Para Isikoff e Corn, Hillary Clinton pode ter sido uma candidata terrivelmente falha, mas a sua derrota não teria ocorrido na ausência da “intervenção dissimulada de Putin”. Ninguém questiona se os trolls e hackers russos estiveram activos em 2016 – ou se foram colocados anúncios no Facebook – mas não foram apresentadas provas da sua real eficácia, muito menos da sua capacidade para determinar o resultado de uma eleição.
Ao celebrarem justamente as virtudes do multiculturalismo, da diversidade e da tolerância, os democratas liberais – agora mais do que nunca um partido neoconservador de guerra – passaram a abraçar exactamente o oposto: hostilidade feroz contra outras nações e culturas, provincianismo presunçoso, um macarthismo reciclado que vomita ódio mesmo à menor dissidência da ortodoxia superpatriótica. Eles fingem ser vítimas quando são eles que atacam, difamam e promovem a guerra.

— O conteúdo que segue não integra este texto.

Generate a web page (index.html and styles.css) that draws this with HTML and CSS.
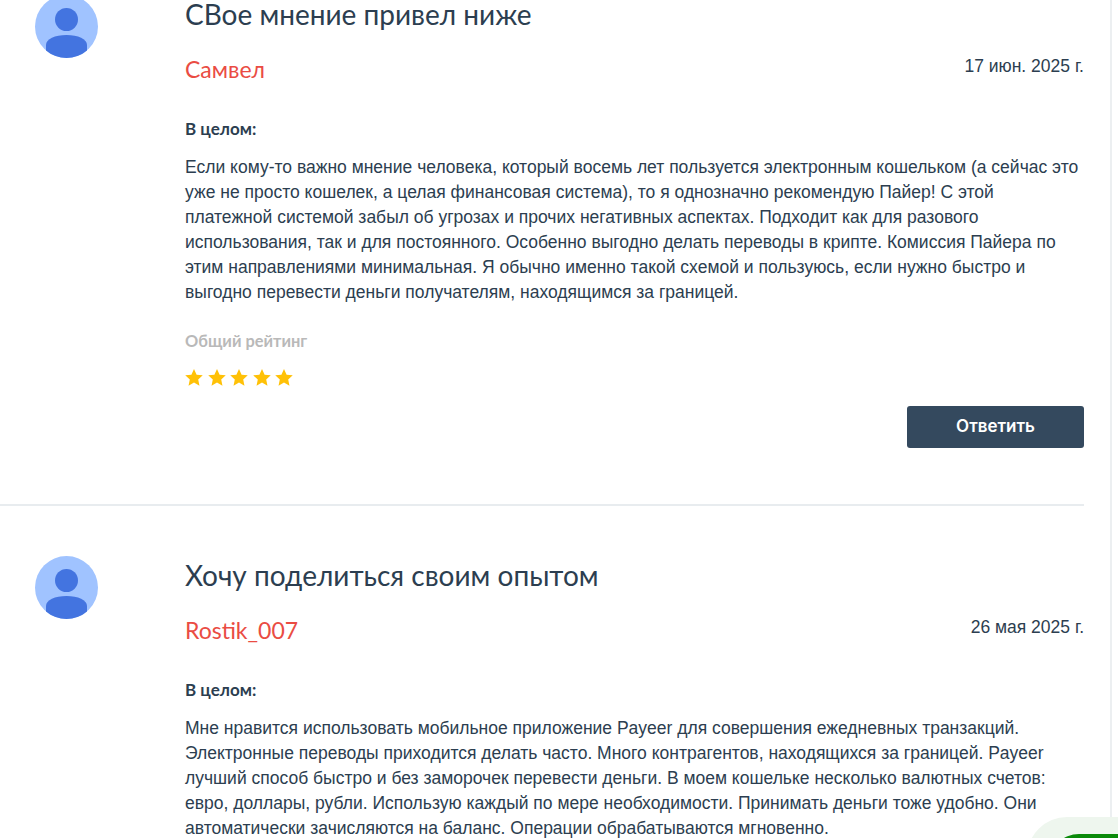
FILE: index.html
```html
<!DOCTYPE html>
<html lang="ru">
<head>
  <meta charset="UTF-8">
  <meta name="viewport" content="width=device-width, initial-scale=1.0">
  <title>Отзывы</title>
  <link rel="stylesheet" href="styles.css">
</head>
<body>
  <div class="page">
    <div class="review">
      <div class="avatar">
        <svg viewBox="0 0 63 63" width="63" height="63"><circle cx="31.500" cy="31.500" r="31.500" fill="#a0c3ff"/><circle cx="31.500" cy="24.500" r="11.500" fill="#4374e0"/><path d="M11 55.400V50c0-6 9-10 20.500-10S52 44 52 50v5.400A31.500 31.500 0 0 1 11 55.400z" fill="#4374e0"/></svg>
      </div>
      <div class="review-body">
        <h3 class="review-title">СВое мнение привел ниже</h3>
        <div class="review-meta">
          <span class="author">Самвел</span>
          <span class="date">17 июн. 2025 г.</span>
        </div>
        <div class="label">В целом:</div>
        <p class="text">Если кому-то важно мнение человека, который восемь лет пользуется электронным кошельком (а сейчас это уже не просто кошелек, а целая финансовая система), то я однозначно рекомендую Пайер! С этой платежной системой забыл об угрозах и прочих негативных аспектах. Подходит как для разового использования, так и для постоянного. Особенно выгодно делать переводы в крипте. Комиссия Пайера по этим направлениями минимальная. Я обычно именно такой схемой и пользуюсь, если нужно быстро и выгодно перевести деньги получателям, находящимся за границей.</p>
        <div class="rating-label">Общий рейтинг</div>
        <div class="stars">
          <svg viewBox="2 2.500 20 19" width="18" height="17"><path d="M12 2.500l2.900 6.300 6.900.8-5.100 4.700 1.400 6.800-6.100-3.400-6.100 3.400 1.400-6.800-5.100-4.700 6.900-.8z"/></svg>
          <svg viewBox="2 2.500 20 19" width="18" height="17"><path d="M12 2.500l2.900 6.300 6.900.8-5.100 4.700 1.400 6.800-6.100-3.400-6.100 3.400 1.400-6.800-5.100-4.700 6.900-.8z"/></svg>
          <svg viewBox="2 2.500 20 19" width="18" height="17"><path d="M12 2.500l2.900 6.300 6.900.8-5.100 4.700 1.400 6.800-6.100-3.400-6.100 3.400 1.400-6.800-5.100-4.700 6.900-.8z"/></svg>
          <svg viewBox="2 2.500 20 19" width="18" height="17"><path d="M12 2.500l2.900 6.300 6.900.8-5.100 4.700 1.400 6.800-6.100-3.400-6.100 3.400 1.400-6.800-5.100-4.700 6.900-.8z"/></svg>
          <svg viewBox="2 2.500 20 19" width="18" height="17"><path d="M12 2.500l2.900 6.300 6.900.8-5.100 4.700 1.400 6.800-6.100-3.400-6.100 3.400 1.400-6.800-5.100-4.700 6.900-.8z"/></svg>
        </div>
        <div class="actions"><button class="reply">Ответить</button></div>
      </div>
    </div>

    <div class="review">
      <div class="avatar">
        <svg viewBox="0 0 63 63" width="63" height="63"><circle cx="31.500" cy="31.500" r="31.500" fill="#a0c3ff"/><circle cx="31.500" cy="24.500" r="11.500" fill="#4374e0"/><path d="M11 55.400V50c0-6 9-10 20.500-10S52 44 52 50v5.400A31.500 31.500 0 0 1 11 55.400z" fill="#4374e0"/></svg>
      </div>
      <div class="review-body">
        <h3 class="review-title">Хочу поделиться своим опытом</h3>
        <div class="review-meta">
          <span class="author">Rostik_007</span>
          <span class="date">26 мая 2025 г.</span>
        </div>
        <div class="label">В целом:</div>
        <p class="text">Мне нравится использовать мобильное приложение Payeer для совершения ежедневных транзакций. Электронные переводы приходится делать часто. Много контрагентов, находящихся за границей. Payeer лучший способ быстро и без заморочек перевести деньги. В моем кошельке несколько валютных счетов: евро, доллары, рубли. Использую каждый по мере необходимости. Принимать деньги тоже удобно. Они автоматически зачисляются на баланс. Операции обрабатываются мгновенно.</p>
      </div>
    </div>
  </div>

  <div class="chat-bubble"><div class="chat-inner"></div></div>
</body>
</html>
```
FILE: styles.css
```css
html, body {
  margin: 0;
  padding: 0;
  height: 100%;
  overflow: hidden;
}
body {
  font-family: "Liberation Sans", Arial, sans-serif;
  font-size: 17.500px;
  color: #2c3e50;
  background: #fff;
  position: relative;
}
.page {
  width: 1110px;
  height: 100%;
  border-right: 2px solid #eceff1;
  overflow: hidden;
}
.review {
  display: flex;
  width: 1084px;
  padding: 0 0 56px 35px;
  box-sizing: border-box;
  border-bottom: 2px solid #e8ecef;
  margin-top: 50px;
}
.review:first-child {
  margin-top: -5px;
}
.review:last-child {
  border-bottom: none;
}
.avatar {
  width: 150px;
  flex-shrink: 0;
}
.review-title {
  font-family: Lato, "Open Sans", sans-serif;
  font-size: 28px;
  font-weight: 400;
  line-height: 28px;
  margin: 5px 0 0;
}
.review-body {
  flex: 1;
}
.review-meta {
  display: flex;
  justify-content: space-between;
  align-items: flex-start;
  margin-top: 27px;
}
.author {
  font-family: Lato, "Open Sans", sans-serif;
  font-size: 23px;
  line-height: 28px;
  color: #ea4c43;
}
.date {
  line-height: 20px;
  padding-top: 1px;
}
.label {
  font-family: Lato, "Open Sans", sans-serif;
  font-size: 17px;
  font-weight: 700;
  line-height: 20px;
  margin-top: 36px;
}
.text {
  line-height: 25px;
  margin: 16px 0 0;
}
.rating-label {
  font-family: Lato, "Open Sans", sans-serif;
  font-size: 16.400px;
  font-weight: 700;
  line-height: 20px;
  color: #b9b9b9;
  margin-top: 26px;
}
.stars {
  display: flex;
  gap: 4.500px;
  margin-top: 18px;
}
.stars svg {
  fill: #ffc107;
  display: block;
}
.actions {
  display: flex;
  justify-content: flex-end;
  margin-top: 20px;
}
.reply {
  width: 177px;
  height: 42px;
  padding: 0 0 2px;
  background: #34495e;
  color: #fff;
  border: none;
  border-radius: 3px;
  font-family: Inter, sans-serif;
  font-size: 17px;
  font-weight: 600;
}
.chat-bubble {
  position: absolute;
  left: 1027px;
  top: 817px;
  width: 140px;
  height: 80px;
  border-radius: 40px;
  background: #eef6ee;
}
.chat-inner {
  position: absolute;
  left: 22px;
  top: 17px;
  width: 100px;
  height: 60px;
  border-radius: 30px;
  background: #0a8a0a;
}
```
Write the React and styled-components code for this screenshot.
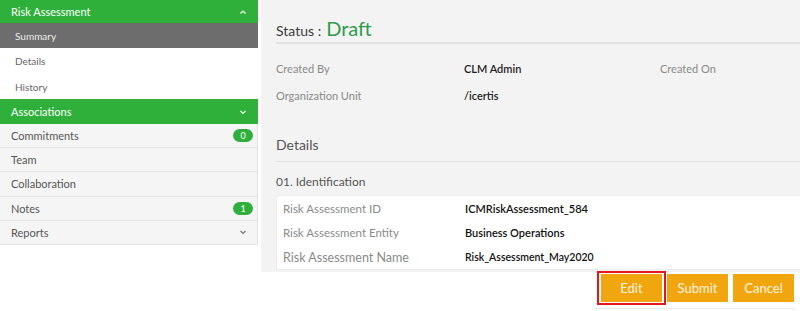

Pior ainda, para satisfazer as suas estreitas agendas políticas, estão perfeitamente preparados para arriscar um confronto militar com uma potência nuclear – um conflito que poderá levar a uma catástrofe global sem precedentes. Em nenhum lugar deste texto paroquial os autores expressam a menor preocupação pelos horrores que poderão resultar de anos de hostilidade dos EUA/Europa para com a Rússia. Apesar de um campo de jogo económico e político desigual, vale a pena lembrar que em questões nucleares a Rússia tem uma paridade aproximada com o Ocidente. Isto pode dissuadir os neoconservadores de ambos os partidos ou não, sendo a triste realidade que os democratas liberais exemplificados por Isikoff e Corn têm pouco a oferecer ao mundo para além da guerra contínua envolta numa política de identidade frágil e desesperada.